**Requirements:**
Your task is to count the lines of the entries below that include the word "draws" and to give only the resulting number.
** START OF Records supplied **
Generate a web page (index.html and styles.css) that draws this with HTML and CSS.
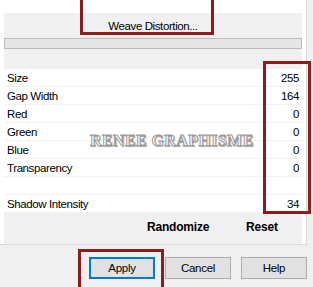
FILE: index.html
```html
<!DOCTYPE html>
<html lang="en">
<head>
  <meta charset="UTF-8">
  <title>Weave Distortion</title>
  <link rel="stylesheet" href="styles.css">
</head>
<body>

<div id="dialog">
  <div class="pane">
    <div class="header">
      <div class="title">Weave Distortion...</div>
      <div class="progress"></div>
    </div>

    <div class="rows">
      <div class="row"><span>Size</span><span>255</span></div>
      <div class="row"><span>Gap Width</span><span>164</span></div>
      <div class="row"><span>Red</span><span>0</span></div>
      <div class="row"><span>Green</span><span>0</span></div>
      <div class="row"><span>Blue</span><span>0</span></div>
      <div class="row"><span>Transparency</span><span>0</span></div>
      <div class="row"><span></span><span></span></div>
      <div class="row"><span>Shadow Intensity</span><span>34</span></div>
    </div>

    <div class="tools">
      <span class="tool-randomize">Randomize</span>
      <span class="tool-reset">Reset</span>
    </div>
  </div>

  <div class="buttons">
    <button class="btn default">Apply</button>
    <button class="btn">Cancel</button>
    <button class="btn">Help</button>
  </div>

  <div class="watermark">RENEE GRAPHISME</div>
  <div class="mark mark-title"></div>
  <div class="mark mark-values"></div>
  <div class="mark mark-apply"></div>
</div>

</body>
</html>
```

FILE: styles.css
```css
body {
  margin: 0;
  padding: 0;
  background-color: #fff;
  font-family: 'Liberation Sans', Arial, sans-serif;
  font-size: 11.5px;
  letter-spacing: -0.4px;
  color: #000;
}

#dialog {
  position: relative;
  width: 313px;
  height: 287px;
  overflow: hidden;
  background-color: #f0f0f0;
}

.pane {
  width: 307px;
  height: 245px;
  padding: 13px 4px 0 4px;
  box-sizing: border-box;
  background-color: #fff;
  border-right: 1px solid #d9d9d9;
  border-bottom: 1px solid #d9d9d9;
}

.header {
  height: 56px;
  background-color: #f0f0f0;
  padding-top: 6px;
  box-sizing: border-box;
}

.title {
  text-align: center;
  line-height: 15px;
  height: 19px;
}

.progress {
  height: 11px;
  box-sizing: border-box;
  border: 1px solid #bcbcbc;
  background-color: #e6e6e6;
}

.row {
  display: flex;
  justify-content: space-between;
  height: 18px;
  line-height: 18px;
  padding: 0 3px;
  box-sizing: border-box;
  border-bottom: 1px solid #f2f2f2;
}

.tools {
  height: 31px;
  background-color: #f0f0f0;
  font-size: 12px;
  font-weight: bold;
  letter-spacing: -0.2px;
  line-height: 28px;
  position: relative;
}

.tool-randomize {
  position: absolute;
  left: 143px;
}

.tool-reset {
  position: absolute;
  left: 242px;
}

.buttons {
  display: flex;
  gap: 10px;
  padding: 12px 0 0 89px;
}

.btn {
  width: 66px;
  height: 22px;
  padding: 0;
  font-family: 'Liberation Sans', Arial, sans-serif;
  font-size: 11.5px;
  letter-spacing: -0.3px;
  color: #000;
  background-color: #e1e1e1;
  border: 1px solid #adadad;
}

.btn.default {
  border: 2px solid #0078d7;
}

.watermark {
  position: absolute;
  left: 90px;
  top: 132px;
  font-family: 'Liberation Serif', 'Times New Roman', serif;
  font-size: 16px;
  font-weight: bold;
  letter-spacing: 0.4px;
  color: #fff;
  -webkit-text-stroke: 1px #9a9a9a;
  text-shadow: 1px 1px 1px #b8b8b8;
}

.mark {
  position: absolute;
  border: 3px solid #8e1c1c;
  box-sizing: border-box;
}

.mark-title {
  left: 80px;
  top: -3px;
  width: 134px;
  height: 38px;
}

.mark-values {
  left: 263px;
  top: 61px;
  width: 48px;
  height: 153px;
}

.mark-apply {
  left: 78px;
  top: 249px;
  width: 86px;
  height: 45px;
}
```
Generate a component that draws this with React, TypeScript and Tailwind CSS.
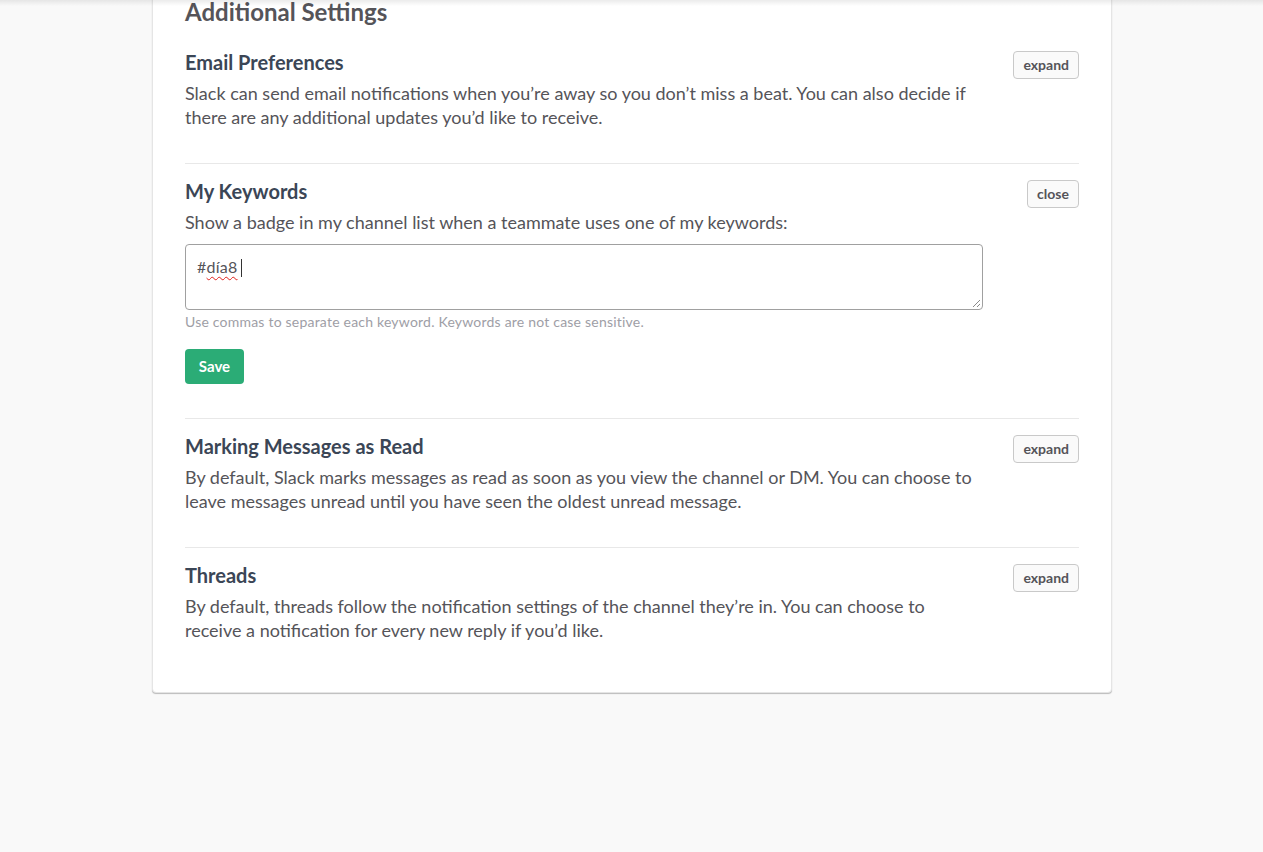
** END OF Records supplied **
** START OF Records supplied **
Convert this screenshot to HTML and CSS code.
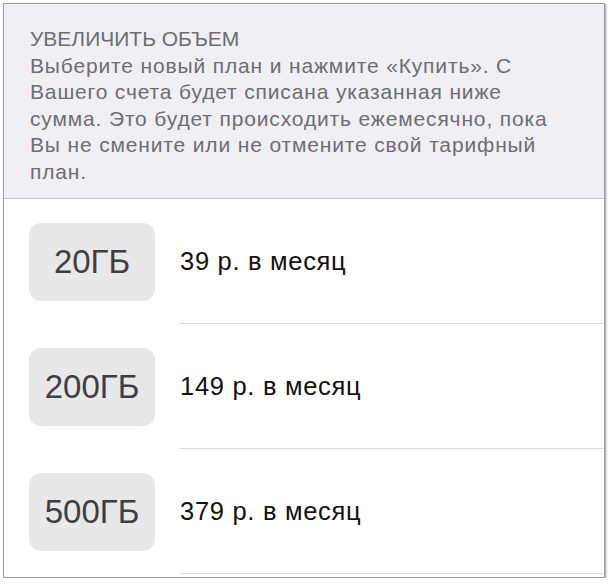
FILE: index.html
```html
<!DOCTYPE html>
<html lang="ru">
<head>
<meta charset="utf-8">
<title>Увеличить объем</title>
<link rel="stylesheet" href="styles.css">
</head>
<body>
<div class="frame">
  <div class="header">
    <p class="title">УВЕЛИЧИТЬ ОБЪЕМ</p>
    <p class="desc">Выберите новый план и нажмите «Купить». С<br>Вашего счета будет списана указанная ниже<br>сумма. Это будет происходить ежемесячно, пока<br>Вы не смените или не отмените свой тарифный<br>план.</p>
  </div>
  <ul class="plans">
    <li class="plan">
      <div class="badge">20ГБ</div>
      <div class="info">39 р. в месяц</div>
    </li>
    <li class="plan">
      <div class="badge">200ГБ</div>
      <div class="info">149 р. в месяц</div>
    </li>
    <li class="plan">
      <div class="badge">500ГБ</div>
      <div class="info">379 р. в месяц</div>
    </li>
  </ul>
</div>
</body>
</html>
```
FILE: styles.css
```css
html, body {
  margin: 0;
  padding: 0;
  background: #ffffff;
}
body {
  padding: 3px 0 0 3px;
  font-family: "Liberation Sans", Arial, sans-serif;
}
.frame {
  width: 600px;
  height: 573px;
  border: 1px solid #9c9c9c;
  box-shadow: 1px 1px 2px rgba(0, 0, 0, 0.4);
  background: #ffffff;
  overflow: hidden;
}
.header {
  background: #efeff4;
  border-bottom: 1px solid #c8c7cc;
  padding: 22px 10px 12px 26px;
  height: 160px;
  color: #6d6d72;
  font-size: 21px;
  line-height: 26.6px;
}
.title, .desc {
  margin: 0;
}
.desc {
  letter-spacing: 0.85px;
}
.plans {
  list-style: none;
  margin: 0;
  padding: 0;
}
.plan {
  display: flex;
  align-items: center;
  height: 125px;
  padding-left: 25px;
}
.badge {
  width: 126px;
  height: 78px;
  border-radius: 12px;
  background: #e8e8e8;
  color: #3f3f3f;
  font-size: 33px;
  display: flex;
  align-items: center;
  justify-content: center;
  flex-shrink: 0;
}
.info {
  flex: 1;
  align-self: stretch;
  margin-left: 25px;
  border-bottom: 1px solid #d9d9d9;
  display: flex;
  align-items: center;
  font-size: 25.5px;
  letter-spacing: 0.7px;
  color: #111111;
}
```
** END OF Records supplied **
**Task solution:**
2